=== Requirements ===
Note each line where "index" appears, and copy it.
** start Data provided **
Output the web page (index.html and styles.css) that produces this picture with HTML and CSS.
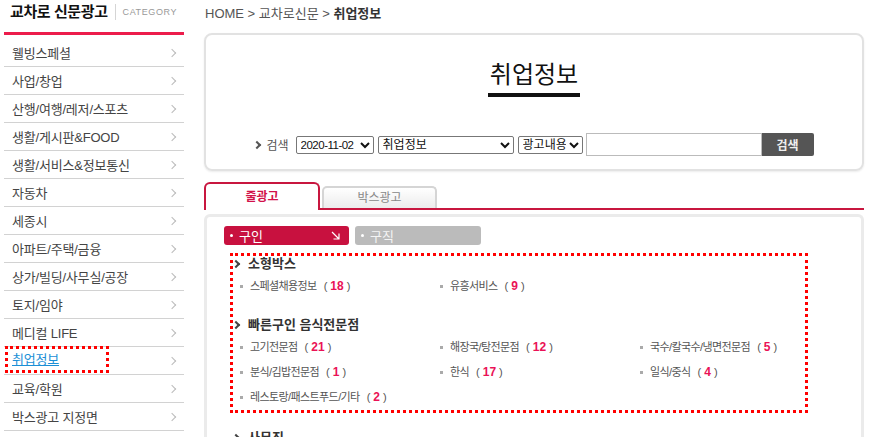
FILE: index.html
```html
<!DOCTYPE html>
<html lang="ko">
<head>
    <meta charset="UTF-8">
    <title>교차로 신문광고 || 취업정보</title>
    <link rel="stylesheet" href="styles.css">
</head>
<body>
<div class="page">
    <aside class="side">
        <div class="side-head">
            <h1>교차로 신문광고</h1>
            <span class="side-cat">CATEGORY</span>
        </div>
        <ul class="cat-list">
            <li><a href="#">웰빙스페셜</a></li>
            <li><a href="#">사업/창업</a></li>
            <li><a href="#">산행/여행/레저/스포츠</a></li>
            <li><a href="#">생활/게시판&amp;FOOD</a></li>
            <li><a href="#">생활/서비스&amp;정보통신</a></li>
            <li><a href="#">자동차</a></li>
            <li><a href="#">세종시</a></li>
            <li><a href="#">아파트/주택/금융</a></li>
            <li><a href="#">상가/빌딩/사무실/공장</a></li>
            <li><a href="#">토지/임야</a></li>
            <li><a href="#">메디컬 LIFE</a></li>
            <li class="on"><a href="#"><span class="mark"><u>취업정보</u></span></a></li>
            <li><a href="#">교육/학원</a></li>
            <li><a href="#">박스광고 지정면</a></li>
        </ul>
    </aside>

    <main class="main">
        <p class="crumb">HOME &gt; 교차로신문 &gt; <strong>취업정보</strong></p>

        <section class="search-box">
            <h2 class="page-title"><span>취업정보</span></h2>
            <form class="search" action="#" method="get">
                <span class="search-label">검색</span>
                <select class="sel-date"><option>2020-11-02</option></select>
                <select class="sel-cat"><option>취업정보</option></select>
                <select class="sel-field"><option>광고내용</option></select>
                <input type="text" class="search-input">
                <button type="submit" class="search-btn">검색</button>
            </form>
        </section>

        <ul class="tabs">
            <li class="tab on">줄광고</li>
            <li class="tab">박스광고</li>
        </ul>

        <section class="ad-box">
            <div class="kind">
                <a href="#" class="kind-btn on">구인
                    <svg class="kind-arrow" width="9" height="9" viewBox="0 0 9 9"><path d="M1 1 L8 8 M8 2.5 V8 H2.5" fill="none" stroke="#fff" stroke-width="1.2"/></svg>
                </a>
                <a href="#" class="kind-btn">구직</a>
            </div>

            <div class="ad-group marked">
                <h3>소형박스</h3>
                <ul class="ad-list">
                    <li>스페셜채용정보<span class="cnt">(<b>18</b>)</span></li>
                    <li>유흥서비스<span class="cnt">(<b>9</b>)</span></li>
                </ul>
                <h3 class="next">빠른구인 음식전문점</h3>
                <ul class="ad-list">
                    <li>고기전문점<span class="cnt">(<b>21</b>)</span></li>
                    <li>해장국/탕전문점<span class="cnt">(<b>12</b>)</span></li>
                    <li>국수/칼국수/냉면전문점<span class="cnt">(<b>5</b>)</span></li>
                    <li>분식/김밥전문점<span class="cnt">(<b>1</b>)</span></li>
                    <li>한식<span class="cnt">(<b>17</b>)</span></li>
                    <li>일식/중식<span class="cnt">(<b>4</b>)</span></li>
                    <li>레스토랑/패스트푸드/기타<span class="cnt">(<b>2</b>)</span></li>
                </ul>
            </div>

            <div class="ad-group">
                <h3>사무직</h3>
                <ul class="ad-list">
                    <li>경리/회계<span class="cnt">(<b>6</b>)</span></li>
                    <li>사무보조<span class="cnt">(<b>3</b>)</span></li>
                </ul>
            </div>
        </section>
    </main>
</div>
</body>
</html>
```

FILE: styles.css
```css
* {
    box-sizing: border-box;
}
body {
    margin: 0;
    font-family: "Liberation Sans", "Noto Sans CJK KR", sans-serif;
    font-size: 12px;
    color: #444;
    background: #fff;
}
a {
    color: inherit;
    text-decoration: none;
}
ul {
    list-style: none;
    margin: 0;
    padding: 0;
}

.page {
    display: flex;
    align-items: flex-start;
}

/* left category menu */
.side {
    width: 184px;
    flex-shrink: 0;
    padding-left: 4px;
}
.side-head {
    height: 35px;
    display: flex;
    align-items: flex-start;
    padding: 3px 0 0 6px;
    border-bottom: 3px solid #ec1c4b;
}
.side-head h1 {
    margin: 0;
    font-size: 15px;
    line-height: 18px;
    letter-spacing: -0.4px;
    color: #111;
}
.side-cat {
    margin: 1px 0 0 7px;
    padding-left: 7px;
    border-left: 1px solid #d5d5d5;
    height: 16px;
    font-size: 9px;
    line-height: 17px;
    letter-spacing: 0.6px;
    color: #999;
}
.cat-list {
    padding-top: 4px;
}
.cat-list li {
    border-bottom: 1px solid #d2d2d2;
}
.cat-list a {
    display: flex;
    justify-content: space-between;
    align-items: center;
    height: 27px;
    padding: 0 9px 0 8px;
    font-size: 13px;
    letter-spacing: -0.2px;
    color: #444;
}
.cat-list a::after {
    content: "";
    width: 5px;
    height: 5px;
    border-top: 1px solid #bbb;
    border-right: 1px solid #bbb;
    transform: rotate(45deg);
}
.mark {
    display: inline-block;
    width: 98px;
    height: 21px;
    line-height: 21px;
    margin-left: -4px;
    margin-top: -2px;
    padding-left: 4px;
    outline: 3px dotted #f00;
    color: #1b8fd6;
}

/* main column */
.main {
    width: 660px;
    margin-left: 20px;
}
.crumb {
    margin: 0;
    height: 33px;
    padding: 5px 0 0 1px;
    font-size: 13px;
    line-height: 17px;
    color: #555;
}
.crumb strong {
    color: #333;
}

.search-box {
    height: 138px;
    padding-top: 26px;
    border: 2px solid #e2e2e2;
    border-radius: 8px;
    box-shadow: 0 1px 2px rgba(0, 0, 0, 0.08);
    text-align: center;
}
.page-title {
    margin: 0;
    font-size: 24px;
    font-weight: normal;
    line-height: 28px;
    color: #111;
}
.page-title span {
    display: inline-block;
    padding: 0 2px 4px;
    border-bottom: 4px solid #111;
}
.search {
    margin-top: 36px;
    height: 23px;
    display: flex;
    justify-content: center;
    align-items: center;
}
.search-label {
    display: flex;
    align-items: center;
    margin-right: 7px;
    color: #555;
    font-size: 12px;
}
.search-label::before {
    content: "";
    width: 4px;
    height: 4px;
    margin-right: 6px;
    border-top: 2px solid #555;
    border-right: 2px solid #555;
    transform: rotate(45deg);
}
.search select {
    height: 18px;
    padding: 0;
    margin-right: 4px;
    font-family: "Liberation Sans", "Noto Sans CJK KR", sans-serif;
    font-size: 12px;
    color: #111;
    border: 1px solid #777;
    border-radius: 2px;
    background: #fff;
}
.search .sel-date {
    width: 78px;
    font-size: 11.5px;
    letter-spacing: -0.5px;
}
.sel-cat {
    width: 136px;
}
.search .sel-field {
    width: 65px;
    margin-right: 3px;
}
.search-input {
    width: 176px;
    height: 23px;
    border: 1px solid #bbb;
    margin: 0;
}
.search-btn {
    width: 52px;
    height: 23px;
    border: none;
    border-radius: 0 2px 2px 0;
    background: #555;
    color: #eee;
    font-family: "Liberation Sans", "Noto Sans CJK KR", sans-serif;
    font-size: 12px;
    font-weight: bold;
    cursor: pointer;
}

/* tabs */
.tabs {
    margin-top: 11px;
    height: 28px;
    display: flex;
    align-items: flex-end;
    border-bottom: 2px solid #c8163f;
}
.tab {
    width: 115px;
    height: 22px;
    margin-left: 2px;
    border: 2px solid #d5d5d5;
    border-bottom: none;
    border-radius: 5px 5px 0 0;
    background: linear-gradient(#fff, #ececec);
    text-align: center;
    line-height: 20px;
    color: #888;
}
.tab.on {
    width: 116px;
    height: 28px;
    margin: 0 0 -2px 0;
    border-color: #c8163f;
    border-radius: 6px 6px 0 0;
    background: #fff;
    line-height: 26px;
    color: #d2114a;
    font-weight: bold;
}

/* ad listing */
.ad-box {
    margin-top: 4px;
    height: 260px;
    padding: 9px 0 0 17px;
    border: 3px solid #ebebeb;
    border-bottom: none;
    border-radius: 6px 6px 0 0;
}
.kind {
    display: flex;
    gap: 6px;
}
.kind-btn {
    width: 125px;
    height: 19px;
    display: flex;
    align-items: center;
    padding-left: 6px;
    border-radius: 3px;
    background: #bbb;
    color: #f4f4f4;
    font-size: 13px;
}
.kind-btn + .kind-btn {
    width: 126px;
}
.kind-btn::before {
    content: "";
    width: 3px;
    height: 3px;
    margin-right: 6px;
    border-radius: 50%;
    background: #fff;
}
.kind-btn.on {
    background: #c8113f;
    color: #fff;
}
.kind-arrow {
    margin-left: auto;
    margin-right: 9px;
}

.ad-group {
    width: 578px;
    margin: 8px 0 0 6px;
    border: 3px solid transparent;
}
.ad-group.marked {
    border: 3px dotted #f00;
}
.ad-group + .ad-group {
    margin-top: 14px;
}
.ad-group h3 {
    margin: 0;
    display: flex;
    align-items: center;
    font-size: 13px;
    line-height: 16px;
    color: #333;
}
.ad-group h3::before {
    content: "";
    width: 4px;
    height: 4px;
    margin: 0 9px 0 0;
    border-top: 2px solid #444;
    border-right: 2px solid #444;
    transform: rotate(45deg);
}
.ad-group h3.next {
    margin-top: 18px;
}
.ad-list {
    margin-top: 2px;
    padding-left: 7px;
    display: grid;
    grid-template-columns: repeat(3, 200px);
}
.ad-list li {
    display: flex;
    align-items: center;
    line-height: 25px;
    font-size: 11px;
    letter-spacing: -0.6px;
    color: #555;
}
.ad-list li::before {
    content: "";
    width: 3px;
    height: 3px;
    margin-right: 7px;
    background: #aaa;
}
.cnt {
    margin-left: 7px;
    letter-spacing: 0;
}
.ad-list b {
    margin: 0 3px;
    color: #ea1256;
    font-size: 12px;
}
```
** end Data provided **
=== Task result ===
Output the web page (index.html and styles.css) that produces this picture with HTML and CSS.
FILE: index.html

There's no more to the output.